About the job
Join our team at the Allen Institute for AI in Seattle, where we are dedicated to pioneering advancements in artificial intelligence research. This position requires on-site collaboration, with specific arrangements varying by team. Inquire with your recruiter for details.
Our competitive salary range for this role is between $126,000 and $189,000, supplemented by an attractive bonus structure.
About You:
We are seeking a talented Senior Data Engineer to enhance the data infrastructure that powers our AI research initiatives. You will significantly contribute to the Semantic Scholar corpus by expanding its scope and elevating the quality of existing data. This role involves creating scalable APIs and tools that support our AI agents in their exploration of scholarly literature.
Your work will bridge data engineering with applied machine learning, allowing you to manage data pipelines, design schemas, and deploy production services while implementing practical machine learning techniques, such as entity resolution and text classification, to refine data quality and enrich metadata.
About Us:
The Agentic Applications team at the Allen Institute for AI is dedicated to building robust, open-source systems that facilitate scientific discovery and large-scale AI research.

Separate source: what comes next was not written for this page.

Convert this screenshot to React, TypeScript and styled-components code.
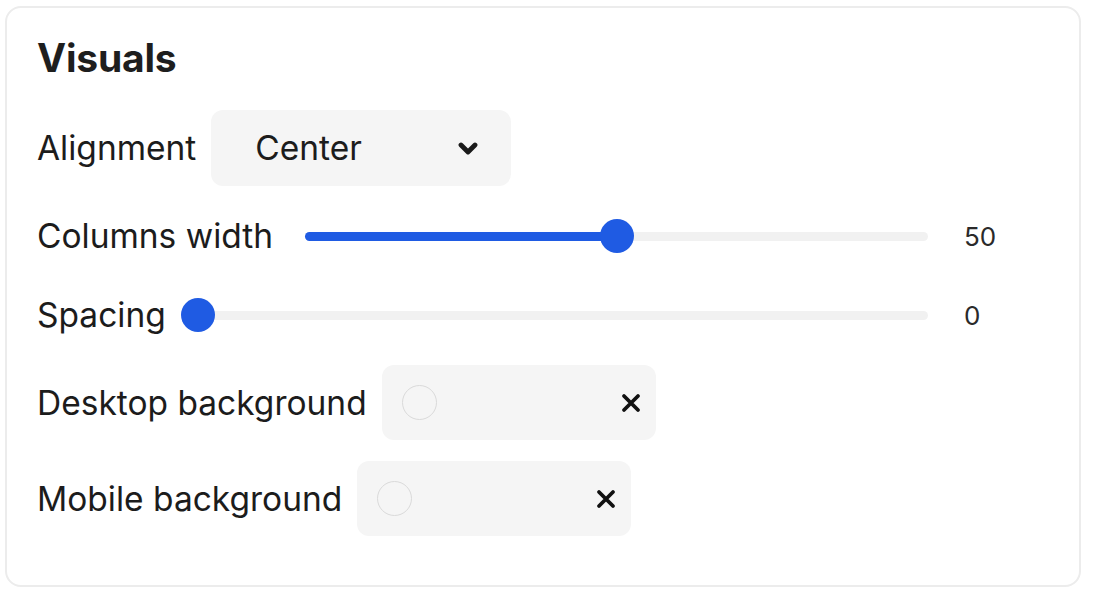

We focus on developing high-quality structured datasets, integrating diverse content types, and enabling applications for search, citation analysis, and model training. Our team emphasizes strong engineering practices and close collaboration with Ai2’s product and research organizations to deliver tools and infrastructure utilized by millions of researchers and developers around the globe.
Your Responsibilities:
- Enhance the coverage and quality of the Semantic Scholar corpus, including academic papers, patents, and specialized datasets.
- Develop and maintain scalable data pipelines for corpus integration, citation resolution, and metadata enhancement.
- Implement and launch machine learning models for tasks such as entity disambiguation, author linking, and topic classification.
- Design and improve APIs that provide structured scholarly data for academic researchers and AI workflows.
- Contribute to the development of dashboards and tools that assess data quality and model performance.
- Work collaboratively with engineering and research teams to ensure code maintainability, test coverage, and reliable deployment.